Extract each line containing the string "this".
----------
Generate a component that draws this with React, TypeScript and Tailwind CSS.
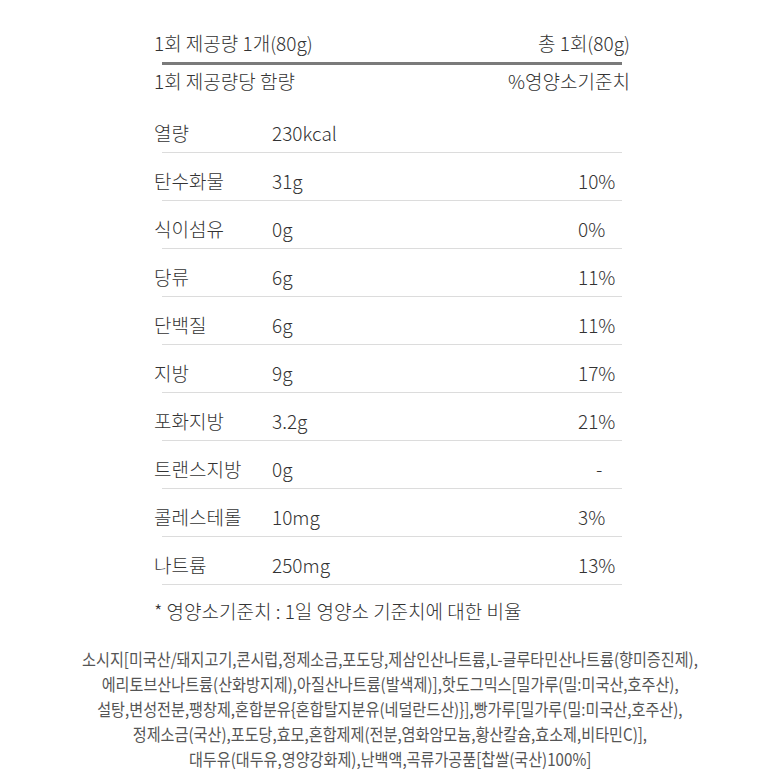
import React from "react";

const rows: [string, string, string][] = [
  ["열량", "230kcal", ""],
  ["탄수화물", "31g", "10%"],
  ["식이섬유", "0g", "0%"],
  ["당류", "6g", "11%"],
  ["단백질", "6g", "11%"],
  ["지방", "9g", "17%"],
  ["포화지방", "3.2g", "21%"],
  ["트랜스지방", "0g", "-"],
  ["콜레스테롤", "10mg", "3%"],
  ["나트륨", "250mg", "13%"],
];

const ingredients = [
  "소시지[미국산/돼지고기,콘시럽,정제소금,포도당,제삼인산나트륨,L-글루타민산나트륨(향미증진제),",
  "에리토브산나트륨(산화방지제),아질산나트륨(발색제)],핫도그믹스[밀가루(밀:미국산,호주산),",
  "설탕,변성전분,팽창제,혼합분유{혼합탈지분유(네덜란드산)}],빵가루[밀가루(밀:미국산,호주산),",
  "정제소금(국산),포도당,효모,혼합제제(전분,염화암모늄,황산칼슘,효소제,비타민C)],",
  "대두유(대두유,영양강화제),난백액,곡류가공품[찹쌀(국산)100%]",
];

export default function App() {
  return (
    <div
      className="w-[780px] h-[780px] bg-white overflow-hidden text-[#333]"
      style={{ fontFamily: '"Noto Sans CJK KR", "Noto Sans", sans-serif' }}
    >
      <div className="ml-[154px] w-[476px] pt-[31px] text-[19px] font-light">
        <div className="flex justify-between leading-[24px]">
          <span>1회 제공량 1개(80g)</span>
          <span>총 1회(80g)</span>
        </div>
        <div className="mt-[7px] mx-[8px] h-[3px] bg-[#7a7a7a]" />
        <div className="mt-[4px] flex justify-between leading-[24px]">
          <span>1회 제공량당 함량</span>
          <span>%영양소기준치</span>
        </div>
        <div className="mt-[12px]">
          {rows.map(([k, v, p]) => (
            <div key={k}>
              <div className="flex pt-[16px] pb-[7px] leading-[24px]">
                <span className="w-[118px]">{k}</span>
                <span className="w-[306px]">{v}</span>
                <span className={p === "-" ? "pl-[18px]" : ""}>{p}</span>
              </div>
              <div className="mx-[8px] h-px bg-[#dcdcdc]" />
            </div>
          ))}
        </div>
        <div className="mt-[14px] leading-[24px]">* 영양소기준치 : 1일 영양소 기준치에 대한 비율</div>
      </div>
      <div className="mt-[23px] flex flex-col items-center text-[#555] text-[17px] leading-[25px]">
        {ingredients.map((l) => (
          <div key={l} className="whitespace-nowrap scale-x-[0.89]">
            {l}
          </div>
        ))}
      </div>
    </div>
  );
}
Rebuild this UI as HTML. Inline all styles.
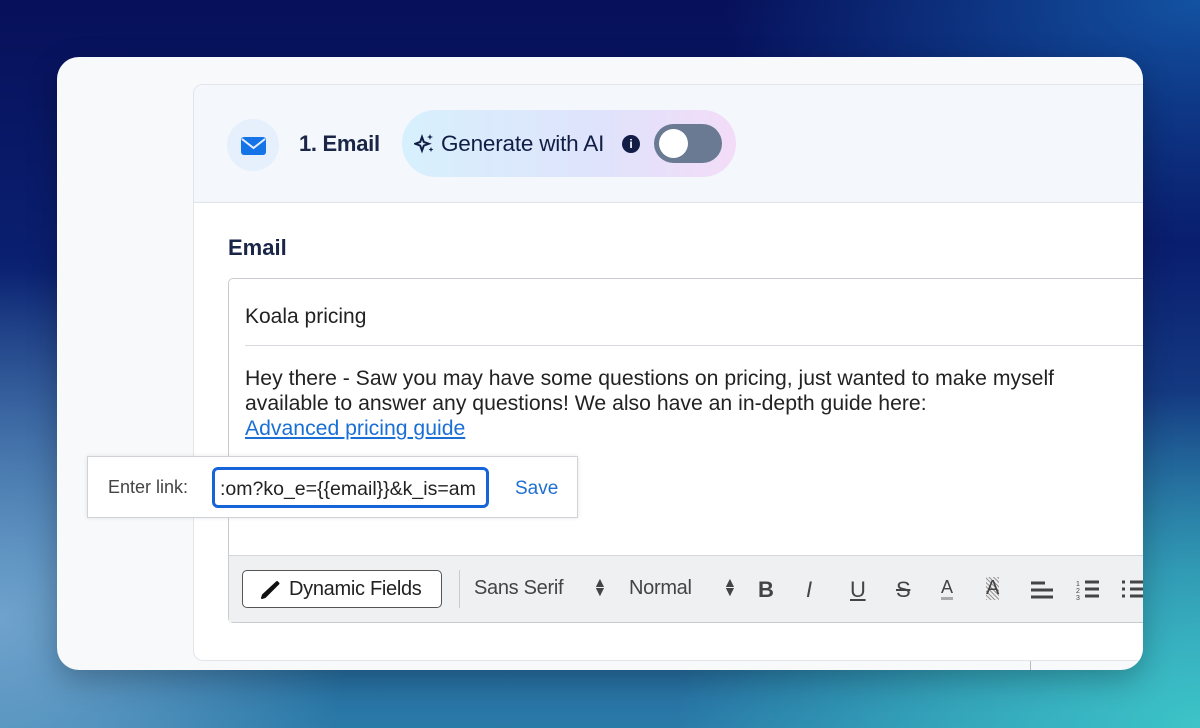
<!DOCTYPE html>
<html><head><style>
*{box-sizing:border-box;margin:0;padding:0}
body{width:1200px;height:728px;overflow:hidden;position:relative;font-family:"Liberation Sans",sans-serif;
background:
radial-gradient(ellipse 700px 450px at 100% 100%,#3cc4c8 0%,rgba(60,196,200,.6) 35%,transparent 75%),
radial-gradient(ellipse 500px 500px at 0% 85%,rgba(120,170,210,.9),transparent 70%),
radial-gradient(ellipse 600px 300px at 100% 0%,rgba(20,90,170,.9),transparent 80%),
linear-gradient(180deg,#07105a 0%,#0a1f70 35%,#1d5090 70%,#2a7aa8 100%);}
.card{position:absolute;left:57px;top:57px;width:1086px;height:613px;background:#f7f9fb;border-radius:22px;overflow:hidden;box-shadow:0 10px 30px rgba(0,0,0,.25)}
.panel{position:absolute;left:136px;top:27px;width:1000px;height:577px;background:#fff;border:1px solid #e2e5ea;border-radius:10px 0 0 10px}
.head{height:118px;background:#f4f7fb;border-bottom:1px solid #dfe3ea;border-radius:10px 0 0 0;position:relative}
.ic{position:absolute;left:33px;top:34px;width:52px;height:52px;border-radius:50%;background:#e6effc}
.t1{position:absolute;left:105px;top:46px;font-size:22px;font-weight:bold;color:#1a2547;letter-spacing:-.3px}
.ai{position:absolute;left:208px;top:25px;width:334px;height:67px;border-radius:34px;background:linear-gradient(90deg,#d7f0fd,#dfe3fb 60%,#f3dcf8)}
.ai span{position:absolute;left:39px;top:21px;font-size:22.5px;color:#111d45;letter-spacing:-.2px}
.info{position:absolute;left:220px;top:25px;width:18px;height:18px;border-radius:50%;background:#111d45;color:#fff;font-size:12px;font-weight:bold;text-align:center;line-height:18px}
.tog{position:absolute;left:252px;top:14px;width:68px;height:39px;border-radius:20px;background:#6b7a93}
.tog i{position:absolute;left:5px;top:5px;width:29px;height:29px;border-radius:50%;background:#fff}
.lbl{position:absolute;left:34px;top:150px;font-size:22px;font-weight:bold;color:#1a2547}
.ed{position:absolute;left:34px;top:193px;width:990px;height:345px;border:1.5px solid #c8ccd2;border-radius:5px 0 0 5px;background:#fff}
.subj{position:absolute;left:16px;top:26px;font-size:21px;color:#222}
.sep{position:absolute;left:16px;right:0;top:66px;border-top:1px solid #d6d9de}
.body{position:absolute;left:16px;top:87px;font-size:21.2px;line-height:25px;color:#222;white-space:nowrap}
.body a{color:#1a6fd6;text-decoration:underline}
.tb{position:absolute;left:0;right:0;bottom:0;height:67px;background:#eff0f2;border-top:1px solid #d3d6db}
.df{position:absolute;left:13px;top:14px;width:200px;height:38px;border:1.5px solid #555;border-radius:5px;background:#fff;font-size:20px;color:#222;padding:7px 0 0 46px;letter-spacing:-.3px}
.vs{position:absolute;left:230px;top:14px;height:38px;border-left:1px solid #ccc}
.tt{position:absolute;top:21px;font-size:20px;color:#444;letter-spacing:-.3px}
.pop{position:absolute;left:87px;top:456px;width:491px;height:62px;background:#fff;border:1.5px solid #cfd2d6;box-shadow:0 0 4px rgba(0,0,0,.1)}
.pop .el{position:absolute;left:20px;top:20px;font-size:18px;color:#444}
.inp{position:absolute;left:124px;top:10px;width:277px;height:41px;border:3px solid #1565d8;border-radius:6px;font-size:19.5px;color:#222;padding:8px 0 0 5px;white-space:nowrap;overflow:hidden}
.pop .sv{position:absolute;left:427px;top:21px;font-size:19px;color:#1f6fd0}
</style></head><body>
<div class="card">
 <div class="panel">
  <div class="head">
   <div class="ic"><svg width="52" height="52" viewBox="0 0 52 52"><rect x="14" y="18" width="25" height="18" rx="3" fill="#1573e8"/><path d="M15 20l11.5 9 11.5-9" stroke="#e6effc" stroke-width="2" fill="none"/></svg></div>
   <div class="t1">1. Email</div>
   <div class="ai">
    <svg style="position:absolute;left:12px;top:23px" width="22" height="22" viewBox="0 0 22 22"><path d="M8 4l1.8 5 5 1.8-5 1.8L8 17.6l-1.8-5-5-1.8 5-1.8z" fill="none" stroke="#111d45" stroke-width="2"/><path d="M16 1l.8 2.2 2.2.8-2.2.8L16 7l-.8-2.2L13 4l2.2-.8zM17 14l.7 1.8 1.8.7-1.8.7-.7 1.8-.7-1.8-1.8-.7 1.8-.7z" fill="#111d45"/></svg>
    <span>Generate with AI</span>
    <div class="info">i</div>
    <div class="tog"><i></i></div>
   </div>
  </div>
  <div class="lbl">Email</div>
  <div class="ed">
   <div class="subj">Koala pricing</div>
   <div class="sep"></div>
   <div class="body">Hey there - Saw you may have some questions on pricing, just wanted to make myself<br>available to answer any questions! We also have an in-depth guide here:<br><a>Advanced pricing guide</a></div>
   <div class="tb">
    <div class="df"><svg style="position:absolute;left:16px;top:8px" width="22" height="22" viewBox="0 0 22 22"><path d="M18 3l1.5 1.5L6 18l-3 1 1-3z" fill="#111" stroke="#111" stroke-width="2" stroke-linejoin="round"/></svg>Dynamic Fields</div>
    <div class="vs"></div>
    <div class="tt" style="left:245px">Sans Serif</div>
    <div class="tt" style="left:364px;font-size:14px;top:22px;line-height:9px">▲<br>▼</div>
    <div class="tt" style="left:400px">Normal</div>
    <div class="tt" style="left:494px;font-size:14px;top:22px;line-height:9px">▲<br>▼</div>
    <div class="tt" style="left:529px;font-weight:bold;font-size:22px">B</div>
    <div class="tt" style="left:577px;font-style:italic;font-size:22px">I</div>
    <div class="tt" style="left:621px;text-decoration:underline;font-size:22px">U</div>
    <div class="tt" style="left:667px;text-decoration:line-through;font-size:22px">S</div>
    <div class="tt" style="left:712px;font-size:18px;border-bottom:3px solid #aaa;line-height:20px">A</div>
    <div class="tt" style="left:757px;font-size:20px;background:repeating-linear-gradient(45deg,#999 0 1px,#eee 1px 3px);">A</div>
    <svg style="position:absolute;left:800px;top:24px" width="24" height="20"><path d="M2 3h14M2 10h22M2 17h22" stroke="#444" stroke-width="3"/></svg>
    <svg style="position:absolute;left:847px;top:22px" width="24" height="24"><path d="M9 4h14M9 11h14M9 18h14" stroke="#444" stroke-width="3"/><text x="0" y="8" font-size="7" fill="#444">1</text><text x="0" y="15" font-size="7" fill="#444">2</text><text x="0" y="22" font-size="7" fill="#444">3</text></svg>
    <svg style="position:absolute;left:892px;top:22px" width="24" height="24"><path d="M9 4h14M9 11h14M9 18h14M1 4h3M1 11h3M1 18h3" stroke="#444" stroke-width="3"/></svg>
   </div>
  </div>
 </div>
 <div style="position:absolute;left:973px;top:604px;height:10px;border-left:1px solid #bbb"></div>
</div>
<div class="pop">
 <div class="el">Enter link:</div>
 <div class="inp">:om?ko_e={{email}}&amp;k_is=am</div>
 <div class="sv">Save</div>
</div>
</body></html>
----------
◆ TASK SOLUTION:
Generate a component that draws this with React, TypeScript and Tailwind CSS.
Rebuild this UI as HTML. Inline all styles.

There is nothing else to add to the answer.